Terps men rally from 14-point deficit, but fall to George Washington, 77-75

December 08, 2013|By Don Markus | The Baltimore Sun

WASHINGTON — Mark Turgeon has never been a big fan of Maryland playing every year in the BB&T Classic. Despite victories over Notre Dame and George Mason his first two seasons, Turgeon was looking forward to the Terps’ contract with the event running out after Sunday’s game against George Washington.

Some might say that Maryland didn’t wait until next year to not show up at the Verizon Center, as the Terps didn’t appear to come to play for the first 35 minutes against the Colonials.

But Trailing by 14 points and playing without junior guard Dez Wells, who had fouled out with a little over six minutes left, Maryland nearly pulled one of its bigger comeback wins under Turgeon.

Then the Terps didn’t.

After Maryland twice tied the score in the game’s last minute and seven seconds, an 18-foot jump shot from the left wing by George Washington guard Maurice Creek with under a second remaining gave the Colonials a 77-75 victory.

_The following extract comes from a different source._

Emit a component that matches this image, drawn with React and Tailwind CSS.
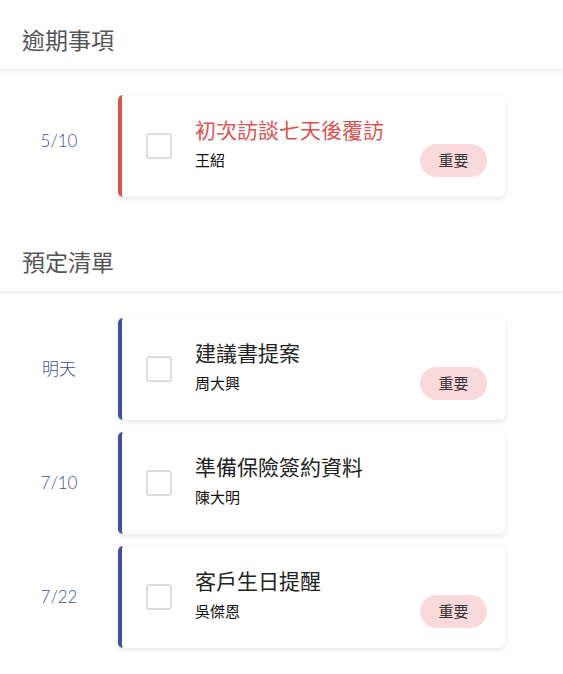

“We were devastated, obviously, we thought we had this one,” Maryland sophomore forward Jake Layman said after the team's second straight defeat. “If it went to overtime, we knew we had them because they had no idea what to do against our press. It was tough.”

Creek, who transferred from Indiana and is playing as a graduate student, led George Washington (8-1) with with 25 points, while sophomore point guard Joe McDonald added 13 points, nine assists and eight rebounds. Wells led Maryland (5-4) with 16 points before fouling out.

The defeat — coming on the heels of an embarrassing effort in a 16-point loss at No. 5 Ohio State Wednesday — left Turgeon wondering why it again took so long for his Terps to play with any consistent level of intensity on either end.

Asked why his team came out flat again Sunday, Turgeon said, “I have no idea. If I knew we wouldn’t be doing it. … Some of the mistakes are just mindboggling to me. I can handle missed shots as long as we’re doing all the other stuff well, if the shots are good.

“I don’t know what it is. … I don’t want to have to rely on the press to get ourselves going. I don’t want for us to get behind by 14 to get ourselves going or the coaches to get a technical to get ourselves going. But we’ll keep plugging. We’ll try to figure it out. But we lost to a really good team today, too.”

Said Layman, who finished with 13 points and six rebounds, “We just have to want it more. We know that we’re playing great teams. We just have to want it more at the beginning of the games and play harder than they are.”

The defensive mistakes that allowed the Colonials to take control in the first 10 minutes and build their to 14, 38-24, late in the first half and twice to 14 in the second half — the last time at 68-54 with 5:17 to go — led to Turgeon picking up his first technical foul of the season.

“I can’t really say what I want to say,” Turgeon said about the technical, which came after it appeared as if Faust blocked Creek’s shot cleanly. “I was just trying to make it fair.”

Whether it was Turgeon’s technical that awakened his team, or George Washington’s inability to handle Maryland’s fullcourt press, the Terps had a chance to win the game when sophomore forward Charles Mitchell’s layup tied the score at 73 and freshman point guard Roddy Peters (11 points in 19 minutes) stole the ball in the backcourt.

But Mitchell lost possession under the basket — Turgeon thought he was fouled — and fouled Creek, who made both free throws with 29 seconds left. Peters was then fouled driving for the basket and made his free throws as well. The Terps figured that Creek was going to take the last shot, and Turgeon wanted Peters to help Faust with a double-team.

Faust slipped trying to get to Creek and Peters never helped cover him.

“We knew what they were going to do and I didn’t do a very good job, we should have run at him and doubled him,” Turgeon said. “I was trying to get Roddy to do it, but he doesn’t understand yet. I was trying to get Roddy’s attention and Nick slipped a little bit. I thought it was short when he shot it and it swished. He made a big-time shot.”

Said Creek: “I told coach [Mike Lonergan, a former Maryland assistant under Gary Williams] I wanted the ball. He got me the ball and we made a great play.”

Missing shots is just part of a long list of issues Turgeon has to get straightened out before his team opens its Atlantic Coast Conference schedule Thursday at Boston College.

“We don’t have a lot of things going our way right now, whether it’s balls going in and out, guys making tough shots against us, whistles, it’s a lot of things not going our way right now,” Turgeon said. “There’s a lot of basketball left. Hopefully we can get better from it. ... Losing is no fun.”